The global car market is not a zero-sum game. New producers from different countries are challenging the established brands. Japan and South Korea rose in the 1970s and 1980s by initially protecting their industries but later complying with international trade rules. Europe adapted to stay competitive. Yet China plays by its own rules. Open economies still struggle with the question: how to respond without closing themselves off?
Europe’s maladaptive and fragmented response.
At the end of 2024, the European Commission imposed tariffs on Chinese EVs, supported by only a narrow majority of member states. The idea was that the import taxes should balance out the subsidies received by each company. However, the German car sector led the opposition. Why would Europe’s largest manufacturer defend subsidised rivals? They do so because China leads in EV technology and produces cars at a lower cost within its own supply chain. A Chinese-built electric car costs roughly a third less to make than a European one. German firms want access to that ecosystem.
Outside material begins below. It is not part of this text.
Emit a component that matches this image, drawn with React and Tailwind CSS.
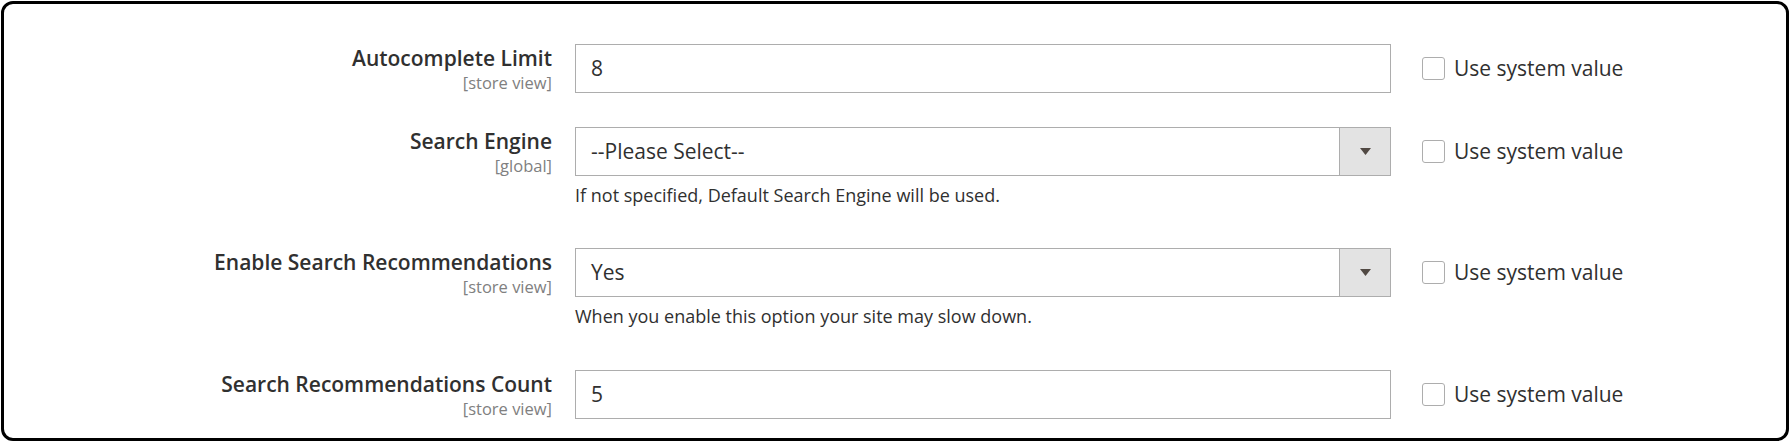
import React from 'react';

const rows = [
    { label: 'Autocomplete Limit', scope: '[store view]', type: 'input', value: '8', gap: 'mb-[34px]' },
    { label: 'Search Engine', scope: '[global]', type: 'select', value: '--Please Select--', note: 'If not specified, Default Search Engine will be used.', gap: 'mb-[41px]' },
    { label: 'Enable Search Recommendations', scope: '[store view]', type: 'select', value: 'Yes', note: 'When you enable this option your site may slow down.', gap: 'mb-[42px]' },
    { label: 'Search Recommendations Count', scope: '[store view]', type: 'input', value: '5', gap: '' },
];

const Field = ({ row }) => {
    if (row.type === 'select') {
        return (
            <div className="flex h-[49px] border border-[#adadad] bg-white">
                <div className="flex-1 flex items-center pl-[15px] text-[21px] text-[#303030]">{row.value}</div>
                <div className="w-[51px] flex items-center justify-center bg-[#e3e3e3] border-l border-[#adadad]">
                    <svg width="11" height="7" viewBox="0 0 11 7">
                        <polygon points="0,0 11,0 5.5,7" fill="#514943" />
                    </svg>
                </div>
            </div>
        );
    }
    return (
        <div className="flex items-center h-[49px] border border-[#adadad] bg-white pl-[15px] text-[21px] text-[#303030]">
            {row.value}
        </div>
    );
};

const Row = ({ row }) => (
    <div className={`flex items-start ${row.gap}`}>
        <div className="w-[548px] text-right pt-[2px]">
            <div className="text-[21px] leading-[24px] font-semibold text-[#303030]">{row.label}</div>
            <div className="mt-[4px] text-[16.5px] leading-[18px] text-[#808080]">{row.scope}</div>
        </div>
        <div className="ml-[23px] w-[816px]">
            <Field row={row} />
            {row.note && (
                <div className="mt-[7px] text-[18px] leading-[24px] text-[#303030]">{row.note}</div>
            )}
        </div>
        <div className="ml-[31px] h-[49px] flex items-center gap-[9px]">
            <div className="w-[23px] h-[23px] border border-[#adadad] rounded-[3px] bg-white" />
            <span className="text-[21px] text-[#303030]">Use system value</span>
        </div>
    </div>
);

export default function App() {
    return (
        <div className="w-[1792px] h-[442px] bg-white pt-px pl-px pr-[3px] pb-px" style={{ fontFamily: '"Open Sans", sans-serif' }}>
            <div className="h-full border-[3px] border-black rounded-[12px] pt-[40px]">
                {rows.map((row) => (
                    <Row key={row.label} row={row} />
                ))}
            </div>
        </div>
    );
}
Although car executives claim to produce in China for China, in reality they build there for the global market, with the United States being the only exception. By 2020, German automotive manufacturers and suppliers held about 30 billion dollars in foreign direct investment (FDI) in China.
A year later, the results are underwhelming. The EU-tariffs cut imports only marginally, while dividing the bloc. The episode exposed Europe’s deeper flaw: its responses are legalistic and slow in a world that moves by decree.
The stakes are high. The car industry accounts for 7 percent of EU GDP and employs over 34,000 people in Switzerland. Over 600 Swiss firms supply tools and materials to European manufacturers.
Switzerland’s exposure through German dependency
Switzerland should not remain on the sidelines. Its supplier industry is closely linked to the decisions of the German car sector. About three quarters of Swiss automotive firms export to Germany, whereas a quarter of Swiss automotive firms rely on Germany for more than half of their revenue. Audi, BMW, and Mercedes-Benz are their main customers. If German production moves towards Chinese hubs, many Swiss suppliers risk losing their foothold.
The EU and Switzerland should jointly study China’s strategy without copying its protectionism. They need to link EV subsidies and R&D expenditures to local production and define clear local content rules for cars sold in their markets. Reverse joint ventures could help them to learn from Chinese EV makers such as BYD. Moreover, Swiss public procurement must adapt to new realities and might even discriminate by producers. Switzerland should actively support this effort, rather than relying on it.
Now is the time for Swiss firms to diversify their client base and strengthen their research partnerships. Perhaps then, when you walk through Zurich, Berlin, or Amsterdam, the streets will tell a different story. They will show the results of a Europe that learned to compete again, with Swiss suppliers integrated into a stronger, cleaner, and more self-sufficient automotive industry.